Der Staat rüstet um

Kürzungen im Sozialbereich

Kommentar von Tobias Jaecker

„Das süße Leben der Sozialschmarotzer“, titelte unlängst das Nachrichtenmagazin „Focus“. Damit war zugespitzt formuliert, was lange schon in vieler Leute Köpfe herumspukt: Der Sozialhilfeempfänger ist faul, arbeitsunwillig und zockt ab, wo es nur geht. Und das schlimmste ist: Er lebt auf unsere Kosten, von unseren Steuergeldern!

Der herrschende öffentliche Diskurs ist damit in eine Ecke gedriftet, wo er von Politik und Wirtschaft freudig begrüßt wird. Denn Mißtrauen und Neid richten sich nicht mehr gegen die Mangager in Nadelstreifen, die sich im großen Stil um die Zahlung von Milliardenbeträgen an Steuern herumdrücken (der Steuerausfall bei den Banken belief sich im letzten Jahr laut Bundesrechnungshof auf fünf Milliarden Mark). Im Gegenteil: die gesellschaftlich Ausgestoßenen, weil im Arbeitsprozeß nicht mehr verwertbaren Menschen sind Angriffsfläche und Opfer. Die Deutsche Bank fuhr im letzten Jahr einen Rekordgewinn in Höhe von fünf Milliarden Mark ein, und im Sozialbereich wird mit dem Mähdrescher gekürzt. Die Zahlung der Sozialhilfe wird von der Arbeitsbereitschaft des Empfängers abhängig gemacht – bei bald fünf Millionen Arbeitssuchenden eine Absurdität. Mit der Kürzung der Arbeitslosenhilfe wird begonnen und bei der Demontage von Sozial- und Bildungseinrichtungen noch lange nicht aufgehört.

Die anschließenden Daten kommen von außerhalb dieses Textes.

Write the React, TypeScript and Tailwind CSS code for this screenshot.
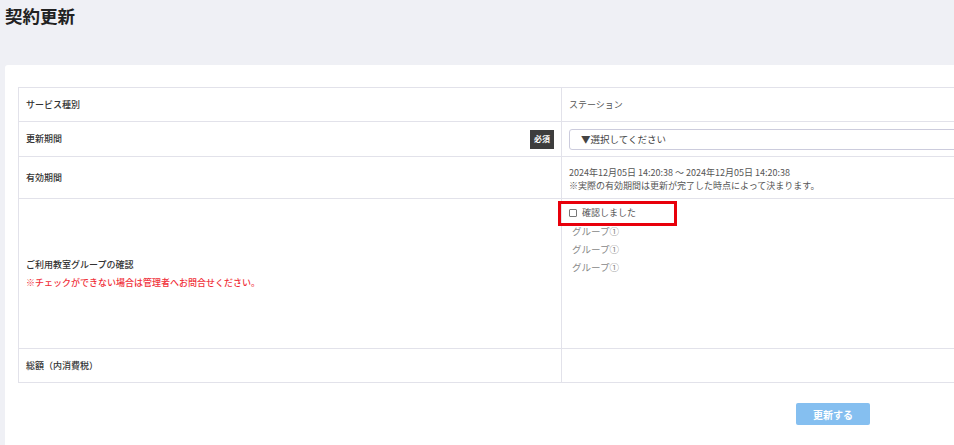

Zur Begründung dieses keineswegs solidarischen Brechstangenprinzips muß dabei meist die sagenumnebelte „Globalisierung“ herhalten. Argumentationskette: Sind die betrieblichen Sozialabgaben zu hoch, wandert die Wirtschaft ins Ausland ab, wo es sich vortrefflich billiger produzieren läßt. Wie man es besser haben könnte, soll das Beispiel Amerika zeigen: Da greift die Deregulierung angeblich vortrefflich. Kaum seien die Sozialausgaben gekappt, entstünden haufenweise neue Arbeitsplätze. Daß so mancher US-Bürger nur mit zwei bis drei solcher Billigjobs über die Runden kommt, wird dabei nicht erwähnt. Und daß alleinerziehende Mütter, Alte und Kranke einen solchen Kraftakt nicht leisten können, erst recht nicht.

Daß die Politik ihre lenkende und regulierende Funktion im Wirtschaftsbereich aufgibt und durch vielfältige Zwangs- und Kontrollmechanismen im Sozialbereich ersetzt, fällt vielen nicht auf. So mancher Entscheidungsträger strebt jedoch genau dies an. Der bundesrepublikanische Staat, der früher zumindest begrenzt für Ausgleich zwischen Gewinnern und Verlierern in der Marktwirtschaft sorgte, stellt sich damit mehr und mehr in den Dienst der mächtigen und reichen Teilhaber der Gesellschaft. Andere Bevölkerungsteile fallen dabei zwangsläufig unter den Tisch. Ob das der Weisheit letzter Schluß ist, muß doch stark bezweifelt werden.